Revel Horwood brings his extensive experience of choreography and dance to the role of Miss Hannigan, and plays her, very convincingly, as a woman. This is no “man in a dress” dame role, but pure femininity, from his long stockinged legs plunging floorwards from a revealing teddy to the coloured hair and slightly overdone eye make-up, even his dancing is as feminine as it can be. He is clearly enjoying the role, but is also part of a strong and talented ensemble, every single member of which is just as slick, just as accurate, just as entertaining.

This show, rather like Oliver with the boys, relies heavily on the orphan girls, in this case three teams of seven, including Annie, and named after New York landmarks, Team Roxy, Team Astoria, and tonight’s Team Waldorf. The producers of this tour saw over 2000 girls for these 21 parts, and if the other two teams are just half as good as Team Waldorf then any audience cannot fail to be astounded. These seven girls, with an average age well under 10, were completely together in every dance move and sang as loud and confidently as any West End chorus. They justifiably brought the house down with the big numbers Hard Knock Life and the reprise of Never Fully Dressed Without a Smile, and Annie herself, Sophia Pettit, held her own with all the adult members of the cast, giving an accurate truth and independence to the little orphan girl.

In other key roles, Alex Bourne was every inch the billionaire businessman Warbucks, with a gentle, lyrical singing voice too, and very light on his feet, Holly Dale Spencer captured just the right level of annoying squeakiness as his secretary Grace,  Jonny Fines and Djalenga Scott were suitably roguish and ditsy as Rooster and Lily respectively, with  talented singing and dancing with Revel Horwood for Easy Street, and Callum McArdle was a gentle and believable, for a musical at least, Franklin D Roosevelt.
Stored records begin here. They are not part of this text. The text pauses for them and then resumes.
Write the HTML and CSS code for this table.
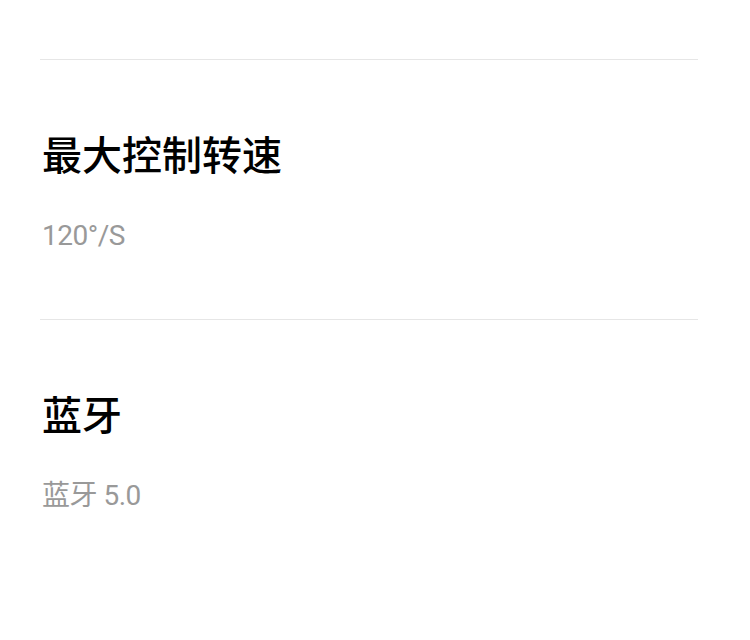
FILE: index.html
```html
<!DOCTYPE html>
<html lang="zh">
<head>
<meta charset="utf-8">
<link rel="stylesheet" href="styles.css">
</head>
<body>
<div class="list">
  <div class="item">
    <div class="title">最大控制转速</div>
    <div class="value">120°/S</div>
  </div>
  <div class="item">
    <div class="title">蓝牙</div>
    <div class="value">蓝牙 5.0</div>
  </div>
</div>
</body>
</html>
```
FILE: styles.css
```css
html, body {
  margin: 0;
  padding: 0;
  background: #ffffff;
}
body {
  font-family: Roboto, "Noto Sans CJK SC", sans-serif;
}
.list {
  padding: 59px 52px 0 40px;
}
.item {
  border-top: 1px solid #e6e6e6;
  padding: 65px 0 63px 2px;
}
.title {
  font-size: 40px;
  line-height: 56px;
  color: #000000;
  font-family: "Noto Sans CJK SC", sans-serif;
  font-weight: 500;
}
.value {
  margin-top: 35px;
  font-size: 28px;
  line-height: 40px;
  color: #999999;
  font-weight: 400;
  letter-spacing: -0.5px;
}
```
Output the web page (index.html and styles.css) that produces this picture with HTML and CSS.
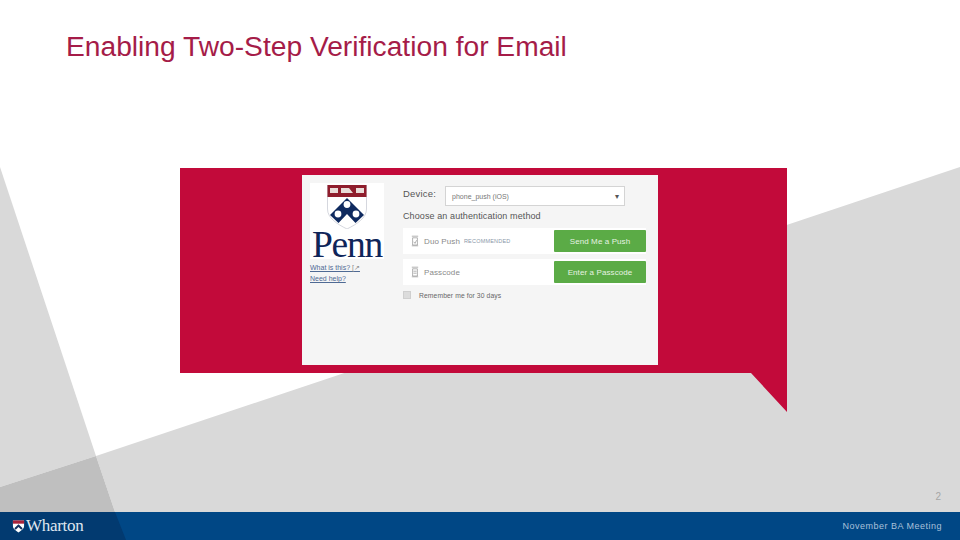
FILE: index.html
```html
<!DOCTYPE html>
<html lang="en">
<head>
<meta charset="utf-8">
<title>Enabling Two-Step Verification for Email</title>
<link rel="stylesheet" href="styles.css">
</head>
<body>
<div class="slide">
  <svg class="backdrop" viewBox="0 0 960 540" width="960" height="540" aria-hidden="true">
    <polygon class="bg-light" points="960,167 960,512 115,512 96,456"/>
    <polygon class="bg-light" points="0,167 96,456 0,487"/>
    <polygon class="bg-dark" points="0,487 96,456 115,512 0,512"/>
    <polygon class="callout" points="180,168 787,168 787,412 751,373 180,373"/>
  </svg>
  <h1 class="title">Enabling Two-Step Verification for Email</h1>
  <main class="stage">
    <section class="duo">
      <div class="brand">
        <div class="logo">
          <svg class="shield" viewBox="0 0 40 44" width="40" height="44" aria-hidden="true">
            <path d="M.5 0H39.500V24C39.500 33 30 39 20 44C10 39 .5 33 .5 24Z" fill="#fff" stroke="#b8bcc8" stroke-width=".6"/>
            <rect x=".5" y="0" width="39" height="12" fill="#8f1d2c"/>
            <path d="M3 3h8v5H3zM14 3h8l4 5H14zM29 3h8v5h-8z" fill="#e9dcd8"/>
            <path d="M20 13L37 30L28.500 38L20 29L11.500 38L3 30Z" fill="#0f2a5f"/>
            <circle cx="20" cy="19.500" r="3.400" fill="#fff"/>
            <circle cx="11" cy="29" r="3.400" fill="#fff"/>
            <circle cx="29" cy="29" r="3.400" fill="#fff"/>
          </svg>
          <span class="penn">Penn</span>
        </div>
        <a class="link">What is this? <span class="ext">[↗</span></a>
        <a class="link">Need help?</a>
      </div>
      <div class="form">
        <div class="device-row">
          <span class="device-label">Device:</span>
          <div class="select"><span>phone_push (iOS)</span><span class="caret">▾</span></div>
        </div>
        <p class="choose">Choose an authentication method</p>
        <div class="method">
          <div class="method-info">
            <svg class="glyph" viewBox="0 0 10 14" width="8" height="12" aria-hidden="true"><path d="M1 1h8M2 3h6v9H2zM1 13h8M3.500 8l1.500 2 2-4" fill="none" stroke="#888" stroke-width=".8"/></svg>
            <span class="method-name">Duo Push</span><span class="tag">RECOMMENDED</span>
          </div>
          <button class="action">Send Me a Push</button>
        </div>
        <div class="method">
          <div class="method-info">
            <svg class="glyph" viewBox="0 0 10 14" width="8" height="12" aria-hidden="true"><path d="M1 1h8M2 3h6v9H2zM1 13h8M3 6h4M3 8.500h4" fill="none" stroke="#888" stroke-width=".8"/></svg>
            <span class="method-name">Passcode</span>
          </div>
          <button class="action">Enter a Passcode</button>
        </div>
        <label class="remember"><span class="check"></span>Remember me for 30 days</label>
      </div>
    </section>
  </main>
  <div class="page-no">2</div>
  <footer class="footer">
    <div class="footer-shade"></div>
    <div class="wharton">
      <svg viewBox="0 0 14 14" width="13" height="14" aria-hidden="true">
        <path d="M1 1H13V7C13 10 10 12 7 14C4 12 1 10 1 7Z" fill="#fff"/>
        <rect x="1" y="1" width="12" height="3.500" fill="#a8233a"/>
        <path d="M7 5L11.500 9.500 10 11 7 8 4 11 2.500 9.500Z" fill="#12305f"/>
      </svg>
      <span class="wordmark">Wharton</span>
    </div>
    <span class="meeting">November BA Meeting</span>
  </footer>
</div>
</body>
</html>
```
FILE: styles.css
```css
* { box-sizing: border-box; }
html, body { margin: 0; padding: 0; }
body { background: #fff; font-family: "Liberation Sans", Arial, sans-serif; }

.slide {
  position: relative;
  width: 960px;
  height: 540px;
  overflow: hidden;
  display: flex;
  flex-direction: column;
  background: #fff;
}
.backdrop { position: absolute; left: 0; top: 0; }
.bg-light { fill: #d9d9d9; }
.bg-dark { fill: #bfbfbf; }
.callout { fill: #c20a3a; }

.title {
  position: relative;
  margin: 0;
  height: 175px;
  padding: 30px 0 0 66px;
  font-size: 28.2px;
  line-height: 32px;
  font-weight: 400;
  color: #a51c48;
}

.stage {
  position: relative;
  flex: 1;
  padding-left: 302px;
}
.duo {
  width: 356px;
  height: 190px;
  background: #f5f5f5;
  display: flex;
  padding: 8px 12px 0 8px;
  gap: 19px;
}
.brand { width: 74px; display: flex; flex-direction: column; }
.logo {
  height: 76px;
  background: #fff;
  display: flex;
  flex-direction: column;
  align-items: center;
  margin-bottom: 3px;
}
.shield { margin-top: 2px; flex: none; }
.penn {
  margin-top: 2px;
  font-family: "Liberation Serif", "Times New Roman", serif;
  font-size: 37.5px;
  line-height: 28px;
  letter-spacing: -1.2px;
  color: #0f2559;
}
.link {
  font-size: 7px;
  line-height: 11px;
  color: #4f6a94;
  text-decoration: underline;
}
.ext { color: #8a8a8a; text-decoration: none; }

.form { flex: 1; display: flex; flex-direction: column; }
.device-row { display: flex; align-items: flex-start; gap: 9px; height: 23px; padding-top: 3px; }
.device-label { font-size: 9.500px; line-height: 15px; margin-top: -3px; padding-top: 3px; color: #555; letter-spacing: .2px; }
.select {
  width: 180px;
  height: 20px;
  background: #fff;
  border: 1px solid #d4d4d4;
  display: flex;
  align-items: center;
  justify-content: space-between;
  padding: 0 5px 0 6px;
  font-size: 7px;
  color: #777;
}
.caret { font-size: 8px; color: #555; }
.choose { margin: 4px 0 5px; font-size: 9px; line-height: 13px; color: #555; letter-spacing: .1px; }
.method {
  display: flex;
  justify-content: space-between;
  align-items: center;
  height: 26px;
  background: #fff;
  margin-bottom: 5px;
}
.method-info { display: flex; align-items: center; padding-left: 8px; }
.glyph { flex: none; margin-right: 5px; }
.method-name { font-size: 8px; color: #8a8a8a; letter-spacing: .1px; }
.tag { font-size: 5.500px; color: #8a97a8; margin-left: 4px; letter-spacing: .2px; }
.action {
  width: 92px;
  height: 22px;
  border: 0;
  border-radius: 1px;
  padding: 0;
  background: #5bab46;
  color: #e6f2e2;
  font: 8px "Liberation Sans", Arial, sans-serif;
  letter-spacing: .1px;
}
.remember {
  display: flex;
  align-items: center;
  gap: 8px;
  margin-top: 1px;
  font-size: 6.750px;
  color: #666;
  letter-spacing: .1px;
}
.check { width: 8px; height: 8px; background: #dcdcdc; border: 1px solid #cfcfcf; }

.page-no {
  position: absolute;
  right: 19px;
  top: 491px;
  font-size: 10px;
  line-height: 12px;
  color: #a6a6a6;
}
.footer {
  position: relative;
  height: 28px;
  flex: none;
  background: #004785;
  display: flex;
  align-items: center;
  justify-content: space-between;
  padding: 0 18px 0 12px;
}
.footer-shade {
  position: absolute;
  left: 0;
  top: 0;
  width: 126px;
  height: 28px;
  background: #023a70;
  clip-path: polygon(0 0, 115px 0, 126px 28px, 0 28px);
}
.wharton { position: relative; display: flex; align-items: center; gap: 1px; }
.wordmark {
  font-family: "Liberation Serif", "Times New Roman", serif;
  font-size: 17px;
  line-height: 20px;
  letter-spacing: -.3px;
  color: #dfe6ef;
}
.meeting {
  position: relative;
  font-size: 9px;
  letter-spacing: .5px;
  color: #a9c0da;
}
```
This is a great musical, and one which should regularly be revived, as this production was in 2011 at the West Yorkshire Playhouse, and revisited, with clever additions and design features, such as the setting of tonight’s action within a giant jigsaw puzzle, with different pieces lit separately for different scenes, but the thing which shone through consistently tonight was the supremely high level of energy talent on stage, from every single member of the cast and the orchestra under George Dyer. It was an absolute treat to be transported from a drizzly Bristol evening to a Christmas in 1930s New York, and to completely suspend disbelief for a couple of hours, thanks to such convincing performances. Go Team Waldorf!